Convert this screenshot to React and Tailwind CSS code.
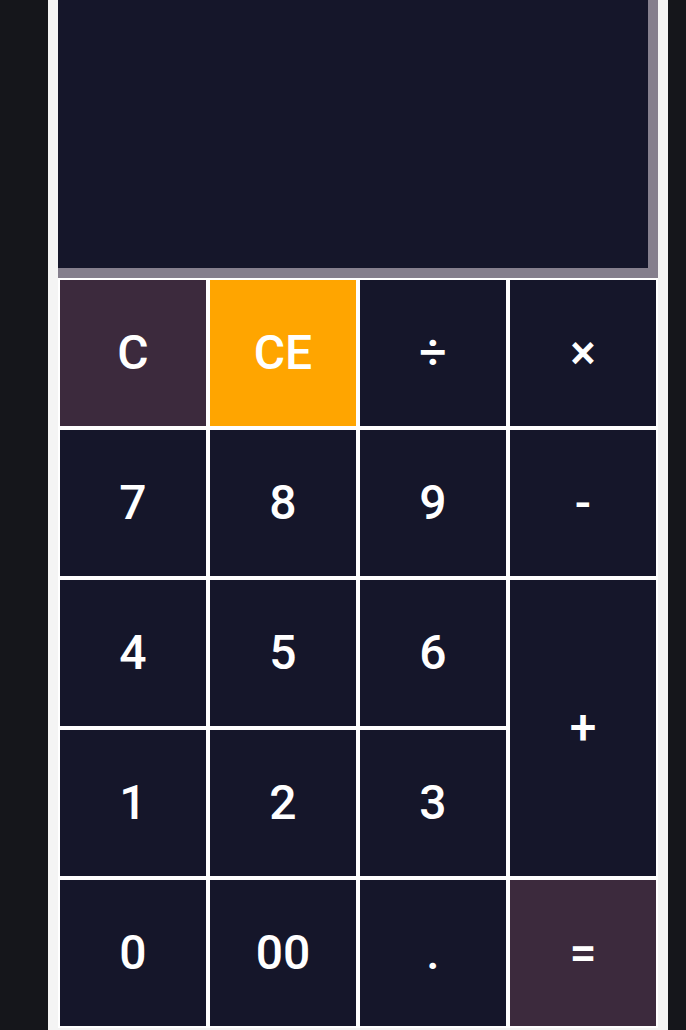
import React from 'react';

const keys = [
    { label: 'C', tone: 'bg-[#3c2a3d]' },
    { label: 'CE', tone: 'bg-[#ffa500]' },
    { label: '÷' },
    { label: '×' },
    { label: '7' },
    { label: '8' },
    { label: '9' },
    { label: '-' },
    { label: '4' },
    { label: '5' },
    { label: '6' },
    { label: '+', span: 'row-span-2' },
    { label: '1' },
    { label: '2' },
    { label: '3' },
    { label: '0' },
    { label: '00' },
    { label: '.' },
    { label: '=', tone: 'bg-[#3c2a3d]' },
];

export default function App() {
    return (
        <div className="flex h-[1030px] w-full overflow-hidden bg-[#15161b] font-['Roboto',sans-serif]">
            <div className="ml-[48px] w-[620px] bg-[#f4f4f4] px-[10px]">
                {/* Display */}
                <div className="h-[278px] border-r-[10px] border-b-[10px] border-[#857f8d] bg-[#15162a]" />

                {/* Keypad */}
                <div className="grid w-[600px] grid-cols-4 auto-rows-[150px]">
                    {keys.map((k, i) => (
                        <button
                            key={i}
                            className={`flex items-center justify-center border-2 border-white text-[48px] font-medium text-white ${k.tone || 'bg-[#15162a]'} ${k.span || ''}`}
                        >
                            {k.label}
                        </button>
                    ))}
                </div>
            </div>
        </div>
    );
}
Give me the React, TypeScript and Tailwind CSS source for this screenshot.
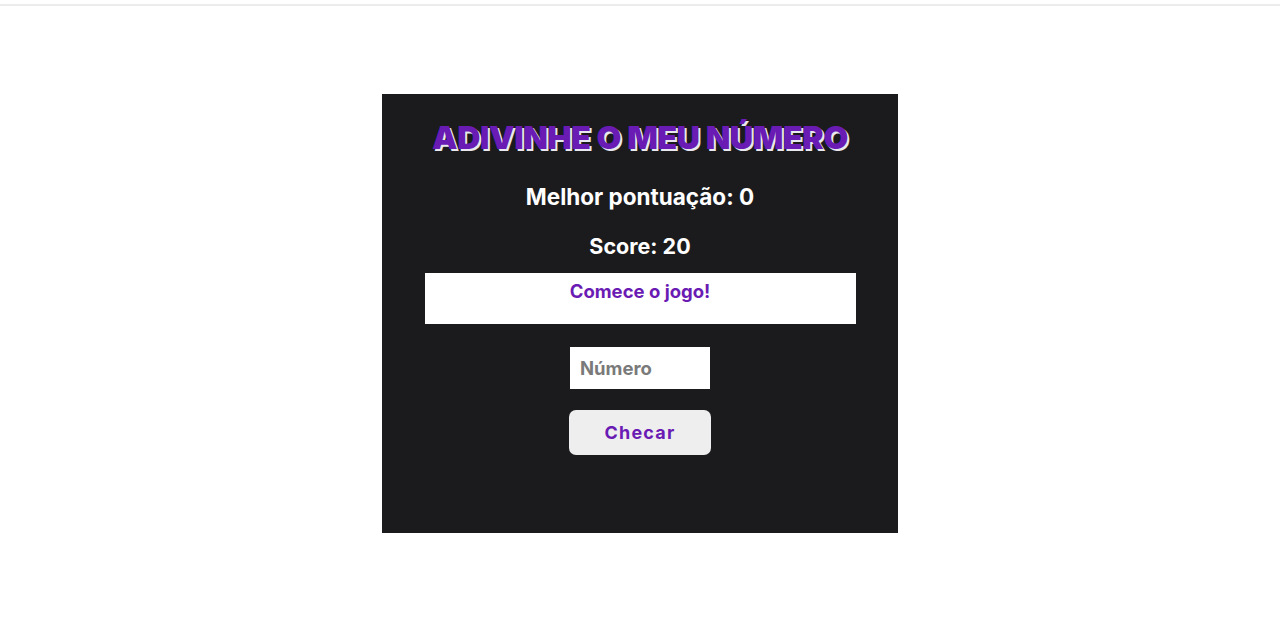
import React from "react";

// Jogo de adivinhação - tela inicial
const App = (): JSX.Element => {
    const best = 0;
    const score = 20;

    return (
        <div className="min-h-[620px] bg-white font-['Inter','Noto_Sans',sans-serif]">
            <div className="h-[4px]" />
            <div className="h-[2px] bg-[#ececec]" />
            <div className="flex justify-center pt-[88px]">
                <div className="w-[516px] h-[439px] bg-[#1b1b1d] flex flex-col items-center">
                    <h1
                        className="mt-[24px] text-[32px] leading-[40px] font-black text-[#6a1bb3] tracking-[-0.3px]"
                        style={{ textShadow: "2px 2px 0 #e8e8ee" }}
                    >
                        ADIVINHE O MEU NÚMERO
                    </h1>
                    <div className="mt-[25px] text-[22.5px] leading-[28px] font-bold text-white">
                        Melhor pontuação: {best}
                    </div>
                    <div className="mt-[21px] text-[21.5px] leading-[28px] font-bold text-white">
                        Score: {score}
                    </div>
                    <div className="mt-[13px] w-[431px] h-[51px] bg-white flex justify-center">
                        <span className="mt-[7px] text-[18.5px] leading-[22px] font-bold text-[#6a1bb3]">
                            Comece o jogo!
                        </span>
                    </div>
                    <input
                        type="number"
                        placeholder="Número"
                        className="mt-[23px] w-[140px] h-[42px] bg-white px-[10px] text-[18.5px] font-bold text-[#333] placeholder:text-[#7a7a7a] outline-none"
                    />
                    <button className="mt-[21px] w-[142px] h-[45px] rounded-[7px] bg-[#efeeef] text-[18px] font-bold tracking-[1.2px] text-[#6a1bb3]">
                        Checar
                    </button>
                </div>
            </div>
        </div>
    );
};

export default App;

======

*What you have to do:* Output the records above exactly as they are, leaving out the pictures.

*Solution to this task:*
Convert this screenshot to React and Tailwind CSS code.
import React from 'react';

const keys = [
    { label: 'C', tone: 'bg-[#3c2a3d]' },
    { label: 'CE', tone: 'bg-[#ffa500]' },
    { label: '÷' },
    { label: '×' },
    { label: '7' },
    { label: '8' },
    { label: '9' },
    { label: '-' },
    { label: '4' },
    { label: '5' },
    { label: '6' },
    { label: '+', span: 'row-span-2' },
    { label: '1' },
    { label: '2' },
    { label: '3' },
    { label: '0' },
    { label: '00' },
    { label: '.' },
    { label: '=', tone: 'bg-[#3c2a3d]' },
];

export default function App() {
    return (
        <div className="flex h-[1030px] w-full overflow-hidden bg-[#15161b] font-['Roboto',sans-serif]">
            <div className="ml-[48px] w-[620px] bg-[#f4f4f4] px-[10px]">
                {/* Display */}
                <div className="h-[278px] border-r-[10px] border-b-[10px] border-[#857f8d] bg-[#15162a]" />

                {/* Keypad */}
                <div className="grid w-[600px] grid-cols-4 auto-rows-[150px]">
                    {keys.map((k, i) => (
                        <button
                            key={i}
                            className={`flex items-center justify-center border-2 border-white text-[48px] font-medium text-white ${k.tone || 'bg-[#15162a]'} ${k.span || ''}`}
                        >
                            {k.label}
                        </button>
                    ))}
                </div>
            </div>
        </div>
    );
}
Give me the React, TypeScript and Tailwind CSS source for this screenshot.
import React from "react";

// Jogo de adivinhação - tela inicial
const App = (): JSX.Element => {
    const best = 0;
    const score = 20;

    return (
        <div className="min-h-[620px] bg-white font-['Inter','Noto_Sans',sans-serif]">
            <div className="h-[4px]" />
            <div className="h-[2px] bg-[#ececec]" />
            <div className="flex justify-center pt-[88px]">
                <div className="w-[516px] h-[439px] bg-[#1b1b1d] flex flex-col items-center">
                    <h1
                        className="mt-[24px] text-[32px] leading-[40px] font-black text-[#6a1bb3] tracking-[-0.3px]"
                        style={{ textShadow: "2px 2px 0 #e8e8ee" }}
                    >
                        ADIVINHE O MEU NÚMERO
                    </h1>
                    <div className="mt-[25px] text-[22.5px] leading-[28px] font-bold text-white">
                        Melhor pontuação: {best}
                    </div>
                    <div className="mt-[21px] text-[21.5px] leading-[28px] font-bold text-white">
                        Score: {score}
                    </div>
                    <div className="mt-[13px] w-[431px] h-[51px] bg-white flex justify-center">
                        <span className="mt-[7px] text-[18.5px] leading-[22px] font-bold text-[#6a1bb3]">
                            Comece o jogo!
                        </span>
                    </div>
                    <input
                        type="number"
                        placeholder="Número"
                        className="mt-[23px] w-[140px] h-[42px] bg-white px-[10px] text-[18.5px] font-bold text-[#333] placeholder:text-[#7a7a7a] outline-none"
                    />
                    <button className="mt-[21px] w-[142px] h-[45px] rounded-[7px] bg-[#efeeef] text-[18px] font-bold tracking-[1.2px] text-[#6a1bb3]">
                        Checar
                    </button>
                </div>
            </div>
        </div>
    );
};

export default App;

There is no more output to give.